Because, have you  heard of Pinterest? Oh, how Pinterest has changed blogging. Did you know that there are blogs out there that create content just for pins, that users will find on Pinterest and end back up on their site? Bloggers create Pinterest-friendly content and “pinnable” photos (vertical photos, usually with text over the photo), because if you get a popular pin, your traffic will skyrocket. Pinterest is why “Homemade Teething Biscuits” is my most popular post. It’s also why I created this fancy graphic for Mary Virginia’s strawberry-themed birthday party. (And it only got three re-pins!)

My most-trafficked posts aren’t the posts I love most. For example, I work really hard on the monthly updates I do about my kids and treasure them, but they don’t get many hits. Mary Virginia’s birth story is probably my all-time favorite post, and it’s never been in the top 10. (The biggest exception to this rule is the letter Tom wrote to me on our five-year anniversary. It got a ton of traffic the day it went live, and it still does.) This post I wrote about our shower curtain, gets a ton of traffic, and if you Google “How do you say baby shower in Spanish” I used to be the number one result because of this post. (Three years later, it’s #3.)

I do get some traffic from Pinterest, and I participate in a few link-ups throughout the week, but most of my readers are my friends and family, the ones who haven’t gotten tired of seeing my posts on Facebook and hidden my updates from their timeline.

I’ve also gotten asked to write a few sponsored posts and had the opportunity to work with a few companies, which I’m really grateful for. For a small blogger like me, that sort of attention is really flattering and exciting. When the last opportunity came up, one of my friends congratulated me and asked me if that was my goal — to get lots of sponsored posts and make money from my blog. I hadn’t really thought about it until she asked me.

Was that my goal?

And part of me says yes. All writers want readers, that’s definitely true. I’d love for this little blog to explode and make so much money that Tom could quit his job and our whole family could spend all day in our pajamas rolling around in all our money and binge-watching PBS. If I want more traffic, there are ways to make that happen. But it might mean drastically changing the content.

It made me think, why am I doing this? What’s my point here? I came up with two reasons.

First, I’m a big fan of the online parenting community. It might sound silly, but I like parenting in a time when I can type “how to potty train” into a search engine and get nearly 600,000 results, not to mention message boards and community forums. Most of them are results from real moms who are in the trenches with their kids. Some of what comes from other moms can be discouraging and not helpful, but the overwhelming majority of it ultimately sounds like, “Yeah, it was hard for me, too. But you’ll get through it.”

Being a parent is a hard and isolating job. Internet relationships do not replace in-person relationships, but I hope that, from time to time, other parents read my blog and think, “Wow, my kid does that, too.”

My second goal is to capture memories. I want to chronicle my kids’ childhoods as well as I can, and write stories and take photos they can look back on.

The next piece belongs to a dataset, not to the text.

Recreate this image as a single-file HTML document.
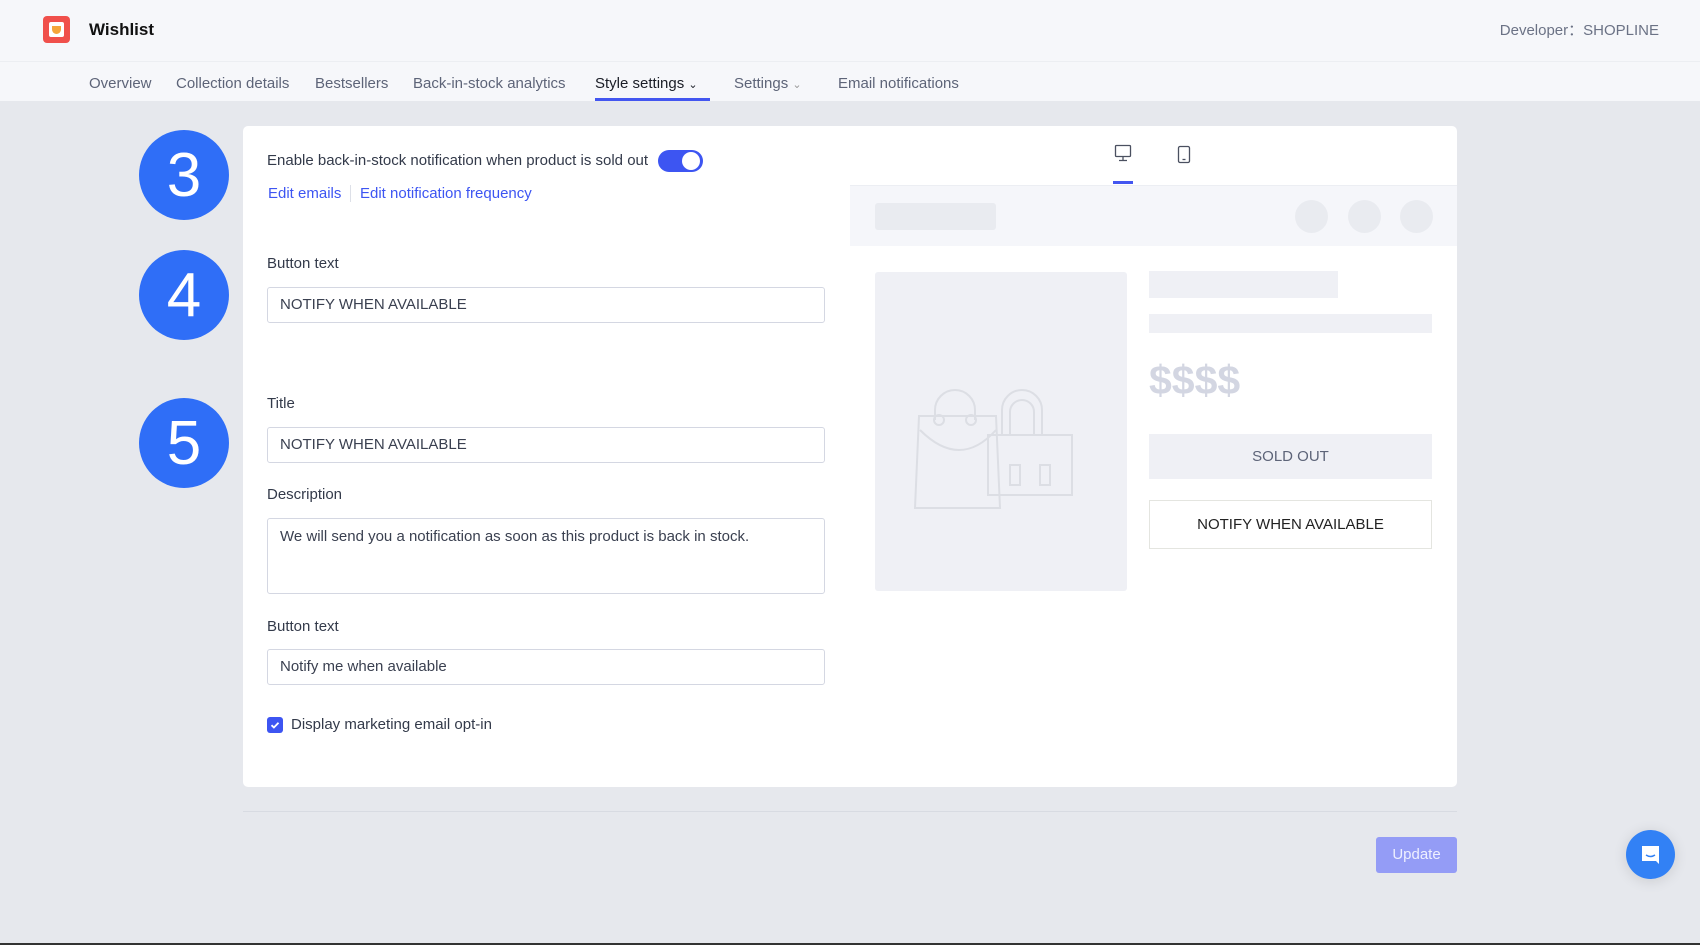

I hope that, one day, when they have kids of their own, they’ll look readtheir monthly letters (David monthly and Mary Virginia monthly) and, even though they might not have attracted much blog traffic, I hope they’ll be heartened by how much I struggled, and encouraged by how very much I loved them.

So I’ll keep doing link-ups, the occasional Pinterest-worthy post, but I don’t want those things to drive content. I’m thankful for the traffic they bring, but I don’t want those things to be the cornerstone. I want to tell stories and share experiences. I’d much rather it be about my daughter who was born with a scowl  and that time I threw up on Tom in the middle of the night.

I’m sure things will change as my family changes and grows, but for now I feel really comfortable with the direction the blog has taken.

Thanks so much for reading along.

6 Comments

  1. Jenny Ramsey October 6, 2014

    I still cringe when I think about you barfing on Tom. Amanda…gross!

    Reply
    • Becky October 6, 2014

      Hahaha that probably was the most cringeworthy for me too!!! But I still tell it to people to show the qualities of a good marriage lol

      Reply
  2. Thank you for sharing your blogging experience with us. Mine is just a baby, but I have already learned that I have to blog about the things I am passionate about or it just isn’t worth the time and effort. Readers, sponsors, and money would all be nice, but encouraging people is my goal. Thanks, again, for sharing.

    Reply
  3. stasia October 10, 2014

    I love this… I feel so similar to you about blogging 🙂
    Thanks for sharing at WYWW !

    Reply
  4. Nikki October 10, 2014

    Blogging can be such a funny thing. I have been blogging for a long time, and my whys and content continue to grow and change. The most important thing for me is to enjoy what I am blogging about. Otherwise, there is really no point. My favorite part is having a record of so many different things to look back on .

    Great post!

    Reply
  5. Nikki October 10, 2014

    OH, and Happy Three Years! That is a great accomplishment!